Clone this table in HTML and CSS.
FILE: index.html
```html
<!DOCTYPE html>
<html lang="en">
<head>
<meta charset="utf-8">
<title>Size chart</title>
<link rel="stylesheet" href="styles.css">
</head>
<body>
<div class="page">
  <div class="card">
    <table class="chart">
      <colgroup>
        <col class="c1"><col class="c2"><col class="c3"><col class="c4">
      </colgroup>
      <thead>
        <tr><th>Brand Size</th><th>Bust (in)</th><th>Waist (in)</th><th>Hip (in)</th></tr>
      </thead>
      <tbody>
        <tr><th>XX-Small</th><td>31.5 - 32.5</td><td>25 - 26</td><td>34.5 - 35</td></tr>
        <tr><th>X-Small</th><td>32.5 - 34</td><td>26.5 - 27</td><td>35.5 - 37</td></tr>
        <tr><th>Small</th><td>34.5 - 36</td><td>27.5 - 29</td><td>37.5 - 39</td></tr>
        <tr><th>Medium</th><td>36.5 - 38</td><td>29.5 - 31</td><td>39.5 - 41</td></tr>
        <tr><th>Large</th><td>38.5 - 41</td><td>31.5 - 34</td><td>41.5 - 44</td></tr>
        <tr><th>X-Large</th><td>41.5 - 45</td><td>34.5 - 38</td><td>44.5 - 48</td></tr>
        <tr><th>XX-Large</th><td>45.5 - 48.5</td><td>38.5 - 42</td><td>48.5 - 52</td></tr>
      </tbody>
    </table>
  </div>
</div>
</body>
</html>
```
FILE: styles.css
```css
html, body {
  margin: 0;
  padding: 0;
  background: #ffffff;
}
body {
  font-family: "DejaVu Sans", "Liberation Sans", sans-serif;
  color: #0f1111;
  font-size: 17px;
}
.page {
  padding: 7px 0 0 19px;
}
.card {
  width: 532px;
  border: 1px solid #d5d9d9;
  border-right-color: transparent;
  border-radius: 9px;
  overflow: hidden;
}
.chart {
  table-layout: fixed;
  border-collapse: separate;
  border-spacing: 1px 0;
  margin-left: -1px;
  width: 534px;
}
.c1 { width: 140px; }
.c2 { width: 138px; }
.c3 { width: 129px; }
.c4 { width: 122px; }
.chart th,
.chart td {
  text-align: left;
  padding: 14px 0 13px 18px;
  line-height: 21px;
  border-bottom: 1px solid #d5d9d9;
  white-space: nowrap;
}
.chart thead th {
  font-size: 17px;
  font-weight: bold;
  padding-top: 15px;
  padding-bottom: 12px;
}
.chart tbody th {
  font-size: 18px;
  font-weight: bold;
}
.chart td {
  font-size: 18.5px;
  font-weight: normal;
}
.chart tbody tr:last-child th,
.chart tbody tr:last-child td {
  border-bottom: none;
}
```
────────────────────
> [TASK REQUIREMENTS]:
Extract the complete listing above, reproducing each line exactly.

> [THE OUTPUT]:
Clone this table in HTML and CSS.
FILE: index.html
```html
<!DOCTYPE html>
<html lang="en">
<head>
<meta charset="utf-8">
<title>Size chart</title>
<link rel="stylesheet" href="styles.css">
</head>
<body>
<div class="page">
  <div class="card">
    <table class="chart">
      <colgroup>
        <col class="c1"><col class="c2"><col class="c3"><col class="c4">
      </colgroup>
      <thead>
        <tr><th>Brand Size</th><th>Bust (in)</th><th>Waist (in)</th><th>Hip (in)</th></tr>
      </thead>
      <tbody>
        <tr><th>XX-Small</th><td>31.5 - 32.5</td><td>25 - 26</td><td>34.5 - 35</td></tr>
        <tr><th>X-Small</th><td>32.5 - 34</td><td>26.5 - 27</td><td>35.5 - 37</td></tr>
        <tr><th>Small</th><td>34.5 - 36</td><td>27.5 - 29</td><td>37.5 - 39</td></tr>
        <tr><th>Medium</th><td>36.5 - 38</td><td>29.5 - 31</td><td>39.5 - 41</td></tr>
        <tr><th>Large</th><td>38.5 - 41</td><td>31.5 - 34</td><td>41.5 - 44</td></tr>
        <tr><th>X-Large</th><td>41.5 - 45</td><td>34.5 - 38</td><td>44.5 - 48</td></tr>
        <tr><th>XX-Large</th><td>45.5 - 48.5</td><td>38.5 - 42</td><td>48.5 - 52</td></tr>
      </tbody>
    </table>
  </div>
</div>
</body>
</html>
```
FILE: styles.css
```css
html, body {
  margin: 0;
  padding: 0;
  background: #ffffff;
}
body {
  font-family: "DejaVu Sans", "Liberation Sans", sans-serif;
  color: #0f1111;
  font-size: 17px;
}
.page {
  padding: 7px 0 0 19px;
}
.card {
  width: 532px;
  border: 1px solid #d5d9d9;
  border-right-color: transparent;
  border-radius: 9px;
  overflow: hidden;
}
.chart {
  table-layout: fixed;
  border-collapse: separate;
  border-spacing: 1px 0;
  margin-left: -1px;
  width: 534px;
}
.c1 { width: 140px; }
.c2 { width: 138px; }
.c3 { width: 129px; }
.c4 { width: 122px; }
.chart th,
.chart td {
  text-align: left;
  padding: 14px 0 13px 18px;
  line-height: 21px;
  border-bottom: 1px solid #d5d9d9;
  white-space: nowrap;
}
.chart thead th {
  font-size: 17px;
  font-weight: bold;
  padding-top: 15px;
  padding-bottom: 12px;
}
.chart tbody th {
  font-size: 18px;
  font-weight: bold;
}
.chart td {
  font-size: 18.5px;
  font-weight: normal;
}
.chart tbody tr:last-child th,
.chart tbody tr:last-child td {
  border-bottom: none;
}
```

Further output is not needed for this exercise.